Someone recently pointed out to me that the contemporary digital newsletter stands firmly in the tradition of the essay. This same person also pointed me in the direction of Michel de Montaigne's essays, which are in a way the fountainhead of the modern essay genre. I'd even argue they closely resemble blogs — many of the entries are just a few hundred words in length. The reflections are often intensely personal and introspective, and Montaigne himself even claims that he doesn't intend them for widespread reading. Well, whatever the sincerity of that sentiment, his hopes in that regard have clearly been subverted.
Montaigne's reflections include a range of subjects, but he often concerns himself with death (at least in my limited reading). The epigrammatic quote that opens this piece is characteristic of his essays. This is unsurprising. His Renaissance humanism compels him to engage with the classics, which notably often deal with how to die — specifically, how to die "well".
I think it's interesting that Montaigne engages with the "pagan" philosophers while also being ensconced in Christendom, because I truly think the Classical and Christian understandings of death are often difficult to square. I feel at first glance that these beliefs are so deeply at odds with each other, for the idea of a "good" death is undercut by the gospel, which treats death as a vanquished enemy.
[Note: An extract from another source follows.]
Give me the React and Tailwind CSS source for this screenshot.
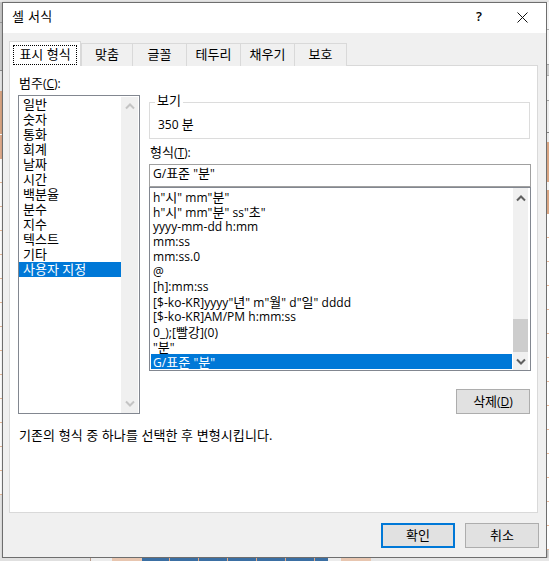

The classical view of a good death is one undertaken with dignity, poise, and composure. Yet in Christ's prayer in Gethsemane, he prays for the cup of suffering to be taken from him if possible, and he experiences such acute stress that his sweat is described as being tinged with blood. His cry of dereliction from the cross expresses profound anguish. There is little stoic serenity at play here. And the very manner of his death is anything but dignified — a criminal's death of torture and humiliation via slow asphyxiation. In Roman society, crucifixion was something that ought not be spoken of in polite company, for arguably good reasons.
But even in the midst of such horrors, goodness, in the sense of magnanimity, appears. He summons his beloved disciple to care or his mother. And he not only forgives his torturers, but sees their frailty and ignorance — "they know not what they do."
We call the Friday of his crucifixion "good", and so I wonder how Montaigne's conception of a good death squares with it. For Montaigne, death is something that is common to all people. It is the ultimate ground of solidarity. As such, it is also something that should catch none of us unaware. It even caught the Son of God, and he faced it willingly. If death is a place of solidarity between the human and the divine, then that only reinforces the commonality of it to all people. But Christ also suggests that the manner of death is not necessarily indicative of the quality of a person's life — speaking those crushed by a falling tower, he notes that they were no worse sinners than any other. Again, though, I think Montaigne resonates with this point, for he notes that death may strike any one of any age at any time.
Montaigne's admonitions to accept the reality of one's death, and to live well in light of its inevitability, are commendable, and I think we ought to heed them. But I also think that this again brings attention to the matter of discontinuity between the Christianity and the Classical world. Just as the lowly, the oppressed, and the weak are elevated over and against the haughty, the powerful, and the strong, so in death we see the foolishness of God outwitting the wisdom of the world. For in the place of death and dereliction, we see resurrection spring, a resurrection that is not wrought by human power or poise, but freely given by God himself.